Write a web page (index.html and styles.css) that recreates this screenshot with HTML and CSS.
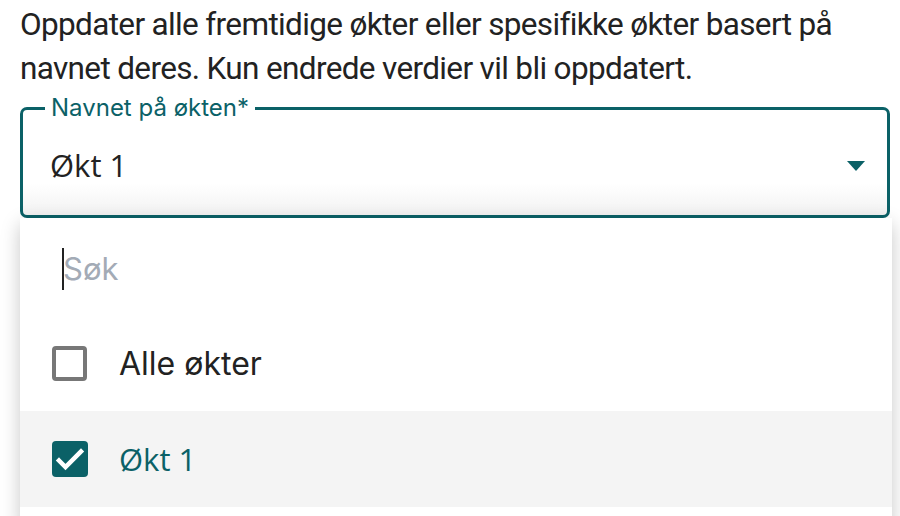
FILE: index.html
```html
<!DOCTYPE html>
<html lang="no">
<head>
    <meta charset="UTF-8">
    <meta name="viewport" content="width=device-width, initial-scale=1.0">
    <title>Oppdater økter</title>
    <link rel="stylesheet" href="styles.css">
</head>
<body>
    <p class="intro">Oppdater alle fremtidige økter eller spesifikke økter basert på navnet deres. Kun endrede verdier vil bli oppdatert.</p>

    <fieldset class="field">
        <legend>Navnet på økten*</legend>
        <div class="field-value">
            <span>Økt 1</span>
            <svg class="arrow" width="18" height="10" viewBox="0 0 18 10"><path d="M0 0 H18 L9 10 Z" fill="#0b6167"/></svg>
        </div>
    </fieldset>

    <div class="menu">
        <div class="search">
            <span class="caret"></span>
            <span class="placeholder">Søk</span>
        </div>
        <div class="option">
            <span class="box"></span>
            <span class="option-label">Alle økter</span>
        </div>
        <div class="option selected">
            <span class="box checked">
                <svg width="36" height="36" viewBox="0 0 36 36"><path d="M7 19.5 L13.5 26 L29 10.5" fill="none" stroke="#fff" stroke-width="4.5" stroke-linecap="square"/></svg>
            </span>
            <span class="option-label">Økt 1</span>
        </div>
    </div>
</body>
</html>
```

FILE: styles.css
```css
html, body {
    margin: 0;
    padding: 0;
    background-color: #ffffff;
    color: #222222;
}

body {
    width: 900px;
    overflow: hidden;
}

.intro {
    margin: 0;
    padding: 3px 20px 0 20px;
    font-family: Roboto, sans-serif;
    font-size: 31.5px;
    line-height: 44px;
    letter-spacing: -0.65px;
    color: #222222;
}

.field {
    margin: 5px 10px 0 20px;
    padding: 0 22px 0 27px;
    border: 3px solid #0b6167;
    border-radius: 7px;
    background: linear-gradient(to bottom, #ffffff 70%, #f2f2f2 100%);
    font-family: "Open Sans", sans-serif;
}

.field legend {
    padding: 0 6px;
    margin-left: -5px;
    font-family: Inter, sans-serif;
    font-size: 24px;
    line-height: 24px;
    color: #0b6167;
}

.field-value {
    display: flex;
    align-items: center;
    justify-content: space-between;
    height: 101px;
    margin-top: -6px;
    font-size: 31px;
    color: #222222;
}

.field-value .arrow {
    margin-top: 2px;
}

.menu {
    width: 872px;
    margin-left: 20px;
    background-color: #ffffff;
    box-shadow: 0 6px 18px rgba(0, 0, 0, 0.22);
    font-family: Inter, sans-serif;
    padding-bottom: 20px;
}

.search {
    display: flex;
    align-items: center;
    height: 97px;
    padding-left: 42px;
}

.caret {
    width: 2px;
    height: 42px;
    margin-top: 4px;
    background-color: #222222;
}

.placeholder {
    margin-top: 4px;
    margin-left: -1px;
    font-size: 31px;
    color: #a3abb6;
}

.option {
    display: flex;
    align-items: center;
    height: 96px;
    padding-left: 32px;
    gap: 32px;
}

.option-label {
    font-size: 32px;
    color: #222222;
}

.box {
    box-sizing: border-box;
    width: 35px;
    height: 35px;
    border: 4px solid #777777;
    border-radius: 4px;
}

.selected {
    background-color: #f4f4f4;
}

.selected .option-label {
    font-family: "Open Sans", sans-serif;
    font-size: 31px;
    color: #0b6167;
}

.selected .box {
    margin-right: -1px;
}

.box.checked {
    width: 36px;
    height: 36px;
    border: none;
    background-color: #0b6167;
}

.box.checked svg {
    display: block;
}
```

◆ ◆ ◆ ◆ ◆

- _TO DO_
Images in the data above are to be skipped. Retype all other material exactly.

- _TASK RESULT_
Write a web page (index.html and styles.css) that recreates this screenshot with HTML and CSS.
FILE: index.html
```html
<!DOCTYPE html>
<html lang="no">
<head>
    <meta charset="UTF-8">
    <meta name="viewport" content="width=device-width, initial-scale=1.0">
    <title>Oppdater økter</title>
    <link rel="stylesheet" href="styles.css">
</head>
<body>
    <p class="intro">Oppdater alle fremtidige økter eller spesifikke økter basert på navnet deres. Kun endrede verdier vil bli oppdatert.</p>

    <fieldset class="field">
        <legend>Navnet på økten*</legend>
        <div class="field-value">
            <span>Økt 1</span>
            <svg class="arrow" width="18" height="10" viewBox="0 0 18 10"><path d="M0 0 H18 L9 10 Z" fill="#0b6167"/></svg>
        </div>
    </fieldset>

    <div class="menu">
        <div class="search">
            <span class="caret"></span>
            <span class="placeholder">Søk</span>
        </div>
        <div class="option">
            <span class="box"></span>
            <span class="option-label">Alle økter</span>
        </div>
        <div class="option selected">
            <span class="box checked">
                <svg width="36" height="36" viewBox="0 0 36 36"><path d="M7 19.5 L13.5 26 L29 10.5" fill="none" stroke="#fff" stroke-width="4.5" stroke-linecap="square"/></svg>
            </span>
            <span class="option-label">Økt 1</span>
        </div>
    </div>
</body>
</html>
```

FILE: styles.css
```css
html, body {
    margin: 0;
    padding: 0;
    background-color: #ffffff;
    color: #222222;
}

body {
    width: 900px;
    overflow: hidden;
}

.intro {
    margin: 0;
    padding: 3px 20px 0 20px;
    font-family: Roboto, sans-serif;
    font-size: 31.5px;
    line-height: 44px;
    letter-spacing: -0.65px;
    color: #222222;
}

.field {
    margin: 5px 10px 0 20px;
    padding: 0 22px 0 27px;
    border: 3px solid #0b6167;
    border-radius: 7px;
    background: linear-gradient(to bottom, #ffffff 70%, #f2f2f2 100%);
    font-family: "Open Sans", sans-serif;
}

.field legend {
    padding: 0 6px;
    margin-left: -5px;
    font-family: Inter, sans-serif;
    font-size: 24px;
    line-height: 24px;
    color: #0b6167;
}

.field-value {
    display: flex;
    align-items: center;
    justify-content: space-between;
    height: 101px;
    margin-top: -6px;
    font-size: 31px;
    color: #222222;
}

.field-value .arrow {
    margin-top: 2px;
}

.menu {
    width: 872px;
    margin-left: 20px;
    background-color: #ffffff;
    box-shadow: 0 6px 18px rgba(0, 0, 0, 0.22);
    font-family: Inter, sans-serif;
    padding-bottom: 20px;
}

.search {
    display: flex;
    align-items: center;
    height: 97px;
    padding-left: 42px;
}

.caret {
    width: 2px;
    height: 42px;
    margin-top: 4px;
    background-color: #222222;
}

.placeholder {
    margin-top: 4px;
    margin-left: -1px;
    font-size: 31px;
    color: #a3abb6;
}

.option {
    display: flex;
    align-items: center;
    height: 96px;
    padding-left: 32px;
    gap: 32px;
}

.option-label {
    font-size: 32px;
    color: #222222;
}

.box {
    box-sizing: border-box;
    width: 35px;
    height: 35px;
    border: 4px solid #777777;
    border-radius: 4px;
}

.selected {
    background-color: #f4f4f4;
}

.selected .option-label {
    font-family: "Open Sans", sans-serif;
    font-size: 31px;
    color: #0b6167;
}

.selected .box {
    margin-right: -1px;
}

.box.checked {
    width: 36px;
    height: 36px;
    border: none;
    background-color: #0b6167;
}

.box.checked svg {
    display: block;
}
```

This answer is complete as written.